The examples for the tutorial are in `materials/07_scientific_workflows` directory.

To run the examples change to this directory and run either `doit` (you will need to install the [doit](http:/doit.readthedocs.org) library) or `sh run_pipeline.sh`

## Example:

• distribution of pairwise correlations

## Outline

* what is a scientific workflow
* points to remember:
   - programming in general is an iterative process
   - keep it simple stupid
   - repetition is the root of all evil
   - program to interfaces
* three components of scientific workflow:
   - data generation (simulation, pre-processing)
   - statistics
   - plots
* two stages of data analysis:
   - exploratory on a single (or a few) datasets
   - batch analysis
* writing simple command line tools
   - argparse
   - avoid changes in API
* saving data to files:
   - csv
   - compare pickle and npz
* folder structure
   - separate folders for figures, results, data
* writing meta-scripts in bash/python
* running batch analyses
* using automatic builders (doit)

# Plan:

1) Single cell analysis

   * write simple script to read data, calculate correlation coefficients and plot their histogram
   * use argparse to specify the input filename from the command line

2) Building first workflow

   * make separate folders for figures and results
   * allow to write correlation coefficients to file
   * seperate plotting and analysis

2) Batch processing

   * write data merge script
   * write python script using subprocess, which run the correlation analysis on all its input files
   * allow to plot histograms from more than one file
   * write bash script to run the entire pipeline

3) Automating
   
   * write `dodo.py` which runs the batch analysis on V1 data - define input files by hand
   * add an extra input file to dependency list and show that the task will be automatically re-executed
   * add plotting task based on v1 data only
   * implement partially the batch run in the dodo file

# Questions and answers:

* In batch analysis can I import function rather than call external python scripts with `subprocess`?

  Both solutions are possible.
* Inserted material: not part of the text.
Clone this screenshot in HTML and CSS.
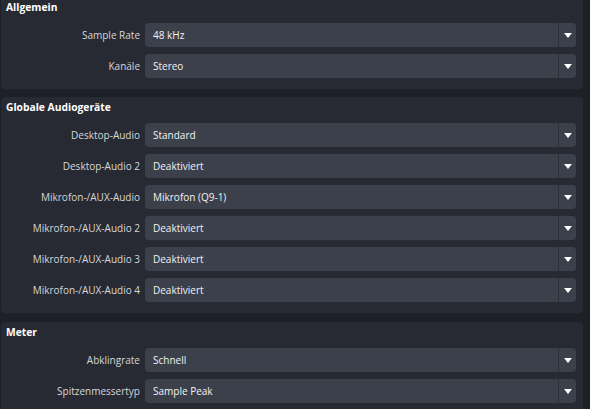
FILE: index.html
```html
<!DOCTYPE html>
<html lang="de">
<head>
    <meta charset="utf-8" />
    <meta name="viewport" content="width=device-width, initial-scale=1.0">
    <title>Audio-Einstellungen</title>
    <link rel="stylesheet" href="styles.css">
</head>
<body>
    <div class="page">
        <section class="group group-first">
            <h2 class="group-title">Allgemein</h2>
            <div class="form">
                <label>Sample Rate</label>
                <div class="combo"><span class="combo-value">48 kHz</span><span class="combo-arrow"></span></div>
                <label>Kanäle</label>
                <div class="combo"><span class="combo-value">Stereo</span><span class="combo-arrow"></span></div>
            </div>
        </section>

        <section class="group">
            <h2 class="group-title">Globale Audiogeräte</h2>
            <div class="form">
                <label>Desktop-Audio</label>
                <div class="combo"><span class="combo-value">Standard</span><span class="combo-arrow"></span></div>
                <label>Desktop-Audio 2</label>
                <div class="combo"><span class="combo-value">Deaktiviert</span><span class="combo-arrow"></span></div>
                <label>Mikrofon-/AUX-Audio</label>
                <div class="combo"><span class="combo-value">Mikrofon (Q9-1)</span><span class="combo-arrow"></span></div>
                <label>Mikrofon-/AUX-Audio 2</label>
                <div class="combo"><span class="combo-value">Deaktiviert</span><span class="combo-arrow"></span></div>
                <label>Mikrofon-/AUX-Audio 3</label>
                <div class="combo"><span class="combo-value">Deaktiviert</span><span class="combo-arrow"></span></div>
                <label>Mikrofon-/AUX-Audio 4</label>
                <div class="combo"><span class="combo-value">Deaktiviert</span><span class="combo-arrow"></span></div>
            </div>
        </section>

        <section class="group group-meter">
            <h2 class="group-title">Meter</h2>
            <div class="form">
                <label>Abklingrate</label>
                <div class="combo"><span class="combo-value">Schnell</span><span class="combo-arrow"></span></div>
                <label>Spitzenmessertyp</label>
                <div class="combo"><span class="combo-value">Sample Peak</span><span class="combo-arrow"></span></div>
            </div>
        </section>
    </div>
</body>
</html>
```

FILE: styles.css
```css
html,
body {
    margin: 0;
    height: 100%;
    overflow: hidden;
    background: #1e2027;
}
body {
    font-family: "Open Sans", "Noto Sans", sans-serif;
    font-size: 10px;
    color: #d6d7da;
}
.page {
    display: flex;
    flex-direction: column;
    gap: 8px;
    padding: 0 7px 0 1px;
}
.group {
    background: #272a33;
    border-radius: 4px;
    padding: 0 7px 11px 4px;
}
.group-first {
    margin-top: -3px;
}
.group-meter {
    margin-top: 1px;
}
.group-title {
    margin: 0 0 6px 0;
    padding-left: 1px;
    height: 20px;
    line-height: 21px;
    font-size: 10.3px;
    font-weight: bold;
    color: #ffffff;
}
.form {
    display: grid;
    grid-template-columns: 135px 1fr;
    column-gap: 5px;
    row-gap: 7px;
    align-items: center;
}
label {
    text-align: right;
    white-space: nowrap;
    line-height: 24px;
}
.combo {
    display: flex;
    height: 24px;
    background: #3c404b;
    border-radius: 4px;
    color: #f2f2f3;
}
.combo-value {
    flex: 1;
    padding-left: 8px;
    line-height: 24px;
}
.combo-arrow {
    width: 17px;
    border-left: 1px solid #2d3039;
    display: flex;
    align-items: center;
    justify-content: center;
}
.combo-arrow::after {
    content: "";
    width: 0;
    height: 0;
    border-left: 4px solid transparent;
    border-right: 4px solid transparent;
    border-top: 5px solid #ffffff;
}
```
The advantage of calling the external scripts is that you can also combine programs written in other languages (like C, Matlab, Java). In addition, it requires only few changes to your exisiting script for exploratory data analysis. In the script you can use all the power of python including the global variables and you do not have to clean up your code after each call (no spill of data between independent runs of the analysis).
  
  Importing and calling a function in the batch script can potentially save some time required to initialize external libraries etc.
  
  In some cases it is not possible to clean up the interpreter after a run (for example, for simulations involving neuron simulator). In this case one needs to resort to first mechanism.  
  
  
* Will this approach produce too many script files?
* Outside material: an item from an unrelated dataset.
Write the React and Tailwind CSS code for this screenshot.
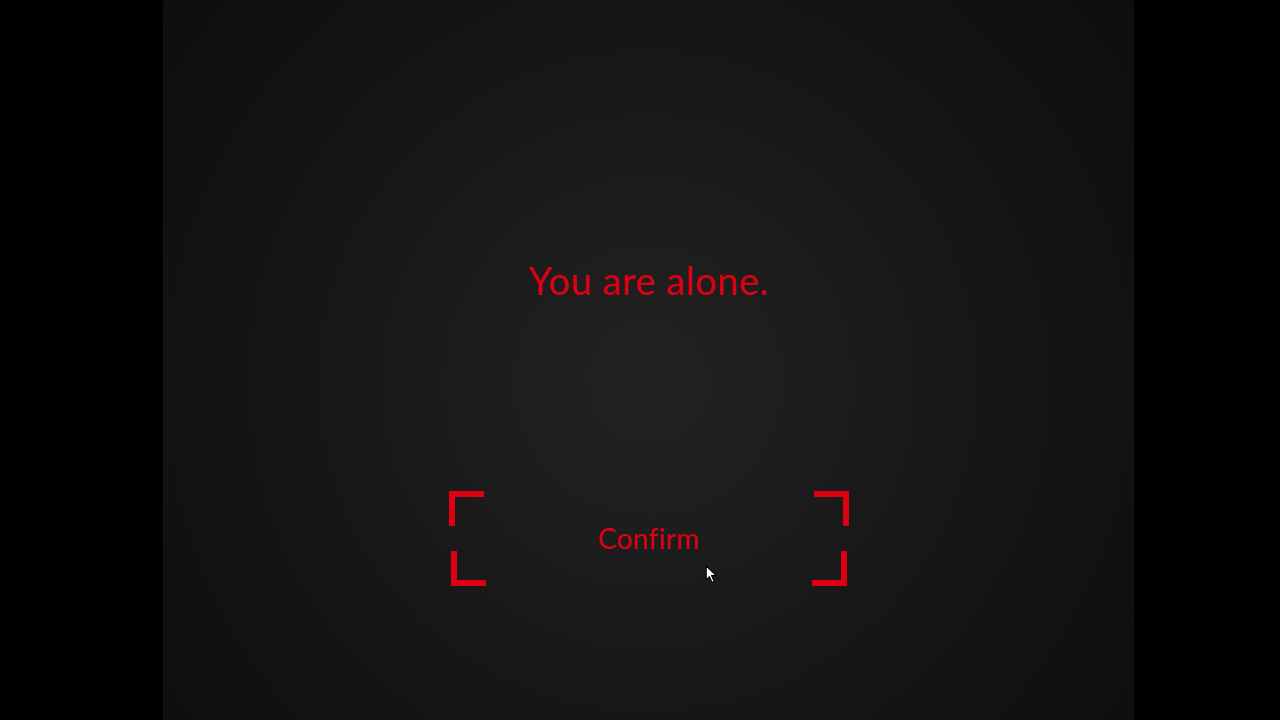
import React from "react";

// corner bracket pieces for the confirm frame
function Corner({ className }) {
  return <span className={`absolute w-[35px] h-[35px] border-[#dd0012] ${className}`} />;
}

function Cursor() {
  return (
    <svg
      className="absolute left-[705px] top-[565px]"
      width="13"
      height="19"
      viewBox="0 0 12 18"
    >
      <path
        d="M1 1 L1 14 L4 11 L6.5 16.5 L8.5 15.5 L6 10 L10.5 10 Z"
        fill="#fff"
        stroke="#000"
        strokeWidth="1"
        strokeLinejoin="round"
      />
    </svg>
  );
}

export default function App() {
  return (
    <div className="relative flex h-[720px] w-[1280px] bg-black overflow-hidden" style={{ fontFamily: "Lato, 'Noto Sans', sans-serif" }}>
      <div className="w-[163px] shrink-0 bg-black" />
      <main className="flex w-[971px] shrink-0 flex-col items-center bg-[radial-gradient(circle_at_50%_53%,#222222_0%,#1c1c1c_30%,#151515_60%,#0e0e0e_100%)]">
        <h1 className="mt-[256px] h-[48px] text-[38px] leading-[48px] font-normal tracking-[0.5px] text-[#dd0012]">
          You are alone.
        </h1>
        <button className="relative mt-[187px] flex h-[95px] w-[400px] items-center justify-center text-[28px] text-[#dd0012]">
          <Corner className="left-0 top-0 border-l-[6px] border-t-[6px]" />
          <Corner className="right-0 top-0 border-r-[6px] border-t-[6px]" />
          <Corner className="left-[2px] bottom-0 border-l-[6px] border-b-[6px]" />
          <Corner className="right-[2px] bottom-0 border-r-[6px] border-b-[6px]" />
          <span className="mb-[1px] tracking-[0.3px]">Confirm</span>
        </button>
      </main>
      <div className="flex-1 bg-black" />
      <Cursor />
    </div>
  );
}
  Yes, this is a danger. One should make sure that scripts are not too simple, but on the other hand are re-useable. Remember nothing will replace your common sense. The workflow I presented is just a set of recipes that I found useful in my work. You can pick and mix the ones that you find useful.
  
  There are also other approaches for building workflows each with its own pros and cons:
  
    * `luigi`
    * `joblib`
    * `mdp` -- modular data processing